▶ **Exercise instructions**
Repeat, exactly and in full, the lines of the listing below, but without any pictures.

▶ **Information supplied**
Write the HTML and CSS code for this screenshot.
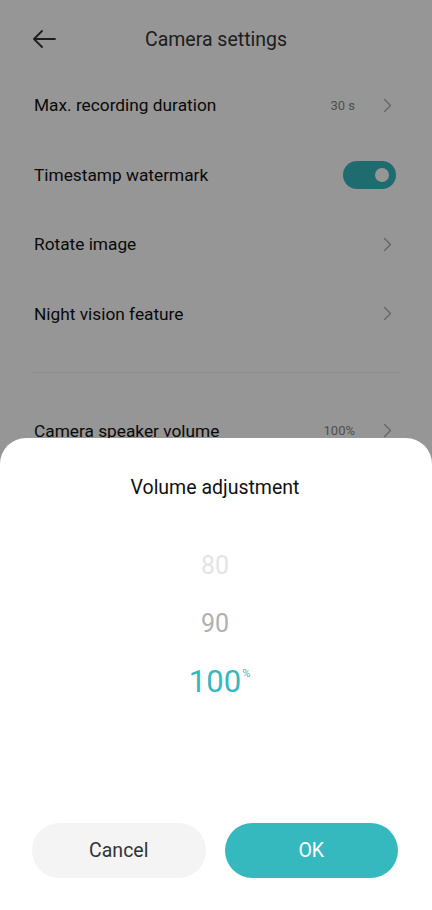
FILE: index.html
```html
<!DOCTYPE html>
<html lang="en">
<head>
<meta charset="utf-8">
<title>Camera settings</title>
<link rel="stylesheet" href="styles.css">
</head>
<body>
<div class="screen">
  <header class="topbar">
    <svg class="back" width="24" height="18" viewBox="0 0 24 18" aria-hidden="true">
      <path d="M23 9H2M10 1L2 9l8 8" fill="none" stroke="#333" stroke-width="1.8" stroke-linecap="round" stroke-linejoin="round"/>
    </svg>
    <h1 class="title">Camera settings</h1>
  </header>

  <ul class="list">
    <li class="row">
      <span class="label">Max. recording duration</span>
      <span class="value">30 s</span>
      <svg class="chev" width="9" height="15" viewBox="0 0 9 15"><path d="M1.5 1.5l6 6-6 6" fill="none" stroke="#aaa" stroke-width="1.4" stroke-linecap="round" stroke-linejoin="round"/></svg>
    </li>
    <li class="row">
      <span class="label">Timestamp watermark</span>
      <span class="toggle"><span class="knob"></span></span>
    </li>
    <li class="row">
      <span class="label">Rotate image</span>
      <svg class="chev" width="9" height="15" viewBox="0 0 9 15"><path d="M1.5 1.5l6 6-6 6" fill="none" stroke="#aaa" stroke-width="1.4" stroke-linecap="round" stroke-linejoin="round"/></svg>
    </li>
    <li class="row">
      <span class="label">Night vision feature</span>
      <svg class="chev" width="9" height="15" viewBox="0 0 9 15"><path d="M1.5 1.5l6 6-6 6" fill="none" stroke="#aaa" stroke-width="1.4" stroke-linecap="round" stroke-linejoin="round"/></svg>
    </li>
  </ul>
  <div class="divider"></div>
  <ul class="list">
    <li class="row">
      <span class="label">Camera speaker volume</span>
      <span class="value">100%</span>
      <svg class="chev" width="9" height="15" viewBox="0 0 9 15"><path d="M1.5 1.5l6 6-6 6" fill="none" stroke="#aaa" stroke-width="1.4" stroke-linecap="round" stroke-linejoin="round"/></svg>
    </li>
  </ul>

  <div class="overlay"></div>

  <section class="sheet">
    <h2 class="sheet-title">Volume adjustment</h2>
    <div class="picker">
      <div class="opt far">80</div>
      <div class="opt near">90</div>
      <div class="opt sel">100<sup class="unit">%</sup></div>
    </div>
    <div class="actions">
      <button class="btn cancel">Cancel</button>
      <button class="btn ok">OK</button>
    </div>
  </section>
</div>
</body>
</html>
```

FILE: styles.css
```css
* { box-sizing: border-box; }
html, body { margin: 0; padding: 0; }
body {
  width: 432px;
  height: 910px;
  overflow: hidden;
  background: #fff;
  font-family: Roboto, "Noto Sans", "Liberation Sans", sans-serif;
  color: #111;
}
.screen {
  position: relative;
  width: 432px;
  height: 910px;
  overflow: hidden;
}
.topbar {
  height: 70px;
  padding-top: 8px;
  display: flex;
  align-items: center;
  position: relative;
}
.back {
  margin-left: 32px;
}
.title {
  position: absolute;
  left: 0; right: 0;
  top: 8px; bottom: 0;
  margin: 0;
  display: flex;
  align-items: center;
  justify-content: center;
  font-size: 19.5px;
  font-weight: 400;
  color: #333;
  pointer-events: none;
}
.list {
  list-style: none;
  margin: 0;
  padding: 0 34px 0 34px;
}
.row {
  height: 69.5px;
  display: flex;
  align-items: center;
}
.list .row:first-child { height: 70px; }
.label {
  flex: 1;
  font-size: 17.3px;
  color: #111;
}
.value {
  font-size: 13px;
  color: #888;
  margin-right: 28px;
}
.chev { margin-right: 6px; }
.toggle {
  width: 53px;
  height: 28px;
  border-radius: 14px;
  background: #36b8bf;
  display: flex;
  align-items: center;
  justify-content: flex-end;
  padding-right: 7px;
  margin-right: 2px;
}
.knob {
  width: 14px;
  height: 14px;
  border-radius: 50%;
  background: #fff;
}
.divider {
  height: 1px;
  background: #ececec;
  margin: 23px 32px 23px;
}
.overlay {
  position: absolute;
  inset: 0;
  background: rgba(0, 0, 0, 0.41);
}
.sheet {
  position: absolute;
  left: 0; right: 0; bottom: 0;
  height: 472px;
  background: #fff;
  border-radius: 26px 26px 0 0;
  display: flex;
  flex-direction: column;
  padding: 36px 34px 32px 32px;
}
.sheet-title {
  margin: 0;
  text-align: center;
  font-size: 19.5px;
  font-weight: 400;
  color: #111;
  line-height: 28px;
}
.picker {
  flex: 1;
  display: flex;
  flex-direction: column;
  align-items: center;
  padding-top: 35px;
}
.opt {
  height: 58px;
  line-height: 58px;
  font-size: 25px;
  font-weight: 400;
  position: relative;
}
.far { color: #e4e4e4; }
.near { color: #b0b0b0; }
.sel {
  color: #36b8bf;
  font-size: 31px;
  font-weight: 400;
}
.unit {
  position: absolute;
  left: 100%;
  top: -8px;
  font-size: 11px;
  margin-left: 1px;
}
.actions {
  display: flex;
  gap: 19px;
}
.btn {
  flex: 1;
  height: 55px;
  border: 0;
  border-radius: 28px;
  font-family: inherit;
  font-size: 19.5px;
}
.cancel { background: #f4f4f4; color: #333; }
.ok { background: #36b8bf; color: #fff; }
```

▶ **Response to the exercise**
Write the HTML and CSS code for this screenshot.
FILE: index.html
```html
<!DOCTYPE html>
<html lang="en">
<head>
<meta charset="utf-8">
<title>Camera settings</title>
<link rel="stylesheet" href="styles.css">
</head>
<body>
<div class="screen">
  <header class="topbar">
    <svg class="back" width="24" height="18" viewBox="0 0 24 18" aria-hidden="true">
      <path d="M23 9H2M10 1L2 9l8 8" fill="none" stroke="#333" stroke-width="1.8" stroke-linecap="round" stroke-linejoin="round"/>
    </svg>
    <h1 class="title">Camera settings</h1>
  </header>

  <ul class="list">
    <li class="row">
      <span class="label">Max. recording duration</span>
      <span class="value">30 s</span>
      <svg class="chev" width="9" height="15" viewBox="0 0 9 15"><path d="M1.5 1.5l6 6-6 6" fill="none" stroke="#aaa" stroke-width="1.4" stroke-linecap="round" stroke-linejoin="round"/></svg>
    </li>
    <li class="row">
      <span class="label">Timestamp watermark</span>
      <span class="toggle"><span class="knob"></span></span>
    </li>
    <li class="row">
      <span class="label">Rotate image</span>
      <svg class="chev" width="9" height="15" viewBox="0 0 9 15"><path d="M1.5 1.5l6 6-6 6" fill="none" stroke="#aaa" stroke-width="1.4" stroke-linecap="round" stroke-linejoin="round"/></svg>
    </li>
    <li class="row">
      <span class="label">Night vision feature</span>
      <svg class="chev" width="9" height="15" viewBox="0 0 9 15"><path d="M1.5 1.5l6 6-6 6" fill="none" stroke="#aaa" stroke-width="1.4" stroke-linecap="round" stroke-linejoin="round"/></svg>
    </li>
  </ul>
  <div class="divider"></div>
  <ul class="list">
    <li class="row">
      <span class="label">Camera speaker volume</span>
      <span class="value">100%</span>
      <svg class="chev" width="9" height="15" viewBox="0 0 9 15"><path d="M1.5 1.5l6 6-6 6" fill="none" stroke="#aaa" stroke-width="1.4" stroke-linecap="round" stroke-linejoin="round"/></svg>
    </li>
  </ul>

  <div class="overlay"></div>

  <section class="sheet">
    <h2 class="sheet-title">Volume adjustment</h2>
    <div class="picker">
      <div class="opt far">80</div>
      <div class="opt near">90</div>
      <div class="opt sel">100<sup class="unit">%</sup></div>
    </div>
    <div class="actions">
      <button class="btn cancel">Cancel</button>
      <button class="btn ok">OK</button>
    </div>
  </section>
</div>
</body>
</html>
```

FILE: styles.css
```css
* { box-sizing: border-box; }
html, body { margin: 0; padding: 0; }
body {
  width: 432px;
  height: 910px;
  overflow: hidden;
  background: #fff;
  font-family: Roboto, "Noto Sans", "Liberation Sans", sans-serif;
  color: #111;
}
.screen {
  position: relative;
  width: 432px;
  height: 910px;
  overflow: hidden;
}
.topbar {
  height: 70px;
  padding-top: 8px;
  display: flex;
  align-items: center;
  position: relative;
}
.back {
  margin-left: 32px;
}
.title {
  position: absolute;
  left: 0; right: 0;
  top: 8px; bottom: 0;
  margin: 0;
  display: flex;
  align-items: center;
  justify-content: center;
  font-size: 19.5px;
  font-weight: 400;
  color: #333;
  pointer-events: none;
}
.list {
  list-style: none;
  margin: 0;
  padding: 0 34px 0 34px;
}
.row {
  height: 69.5px;
  display: flex;
  align-items: center;
}
.list .row:first-child { height: 70px; }
.label {
  flex: 1;
  font-size: 17.3px;
  color: #111;
}
.value {
  font-size: 13px;
  color: #888;
  margin-right: 28px;
}
.chev { margin-right: 6px; }
.toggle {
  width: 53px;
  height: 28px;
  border-radius: 14px;
  background: #36b8bf;
  display: flex;
  align-items: center;
  justify-content: flex-end;
  padding-right: 7px;
  margin-right: 2px;
}
.knob {
  width: 14px;
  height: 14px;
  border-radius: 50%;
  background: #fff;
}
.divider {
  height: 1px;
  background: #ececec;
  margin: 23px 32px 23px;
}
.overlay {
  position: absolute;
  inset: 0;
  background: rgba(0, 0, 0, 0.41);
}
.sheet {
  position: absolute;
  left: 0; right: 0; bottom: 0;
  height: 472px;
  background: #fff;
  border-radius: 26px 26px 0 0;
  display: flex;
  flex-direction: column;
  padding: 36px 34px 32px 32px;
}
.sheet-title {
  margin: 0;
  text-align: center;
  font-size: 19.5px;
  font-weight: 400;
  color: #111;
  line-height: 28px;
}
.picker {
  flex: 1;
  display: flex;
  flex-direction: column;
  align-items: center;
  padding-top: 35px;
}
.opt {
  height: 58px;
  line-height: 58px;
  font-size: 25px;
  font-weight: 400;
  position: relative;
}
.far { color: #e4e4e4; }
.near { color: #b0b0b0; }
.sel {
  color: #36b8bf;
  font-size: 31px;
  font-weight: 400;
}
.unit {
  position: absolute;
  left: 100%;
  top: -8px;
  font-size: 11px;
  margin-left: 1px;
}
.actions {
  display: flex;
  gap: 19px;
}
.btn {
  flex: 1;
  height: 55px;
  border: 0;
  border-radius: 28px;
  font-family: inherit;
  font-size: 19.5px;
}
.cancel { background: #f4f4f4; color: #333; }
.ok { background: #36b8bf; color: #fff; }
```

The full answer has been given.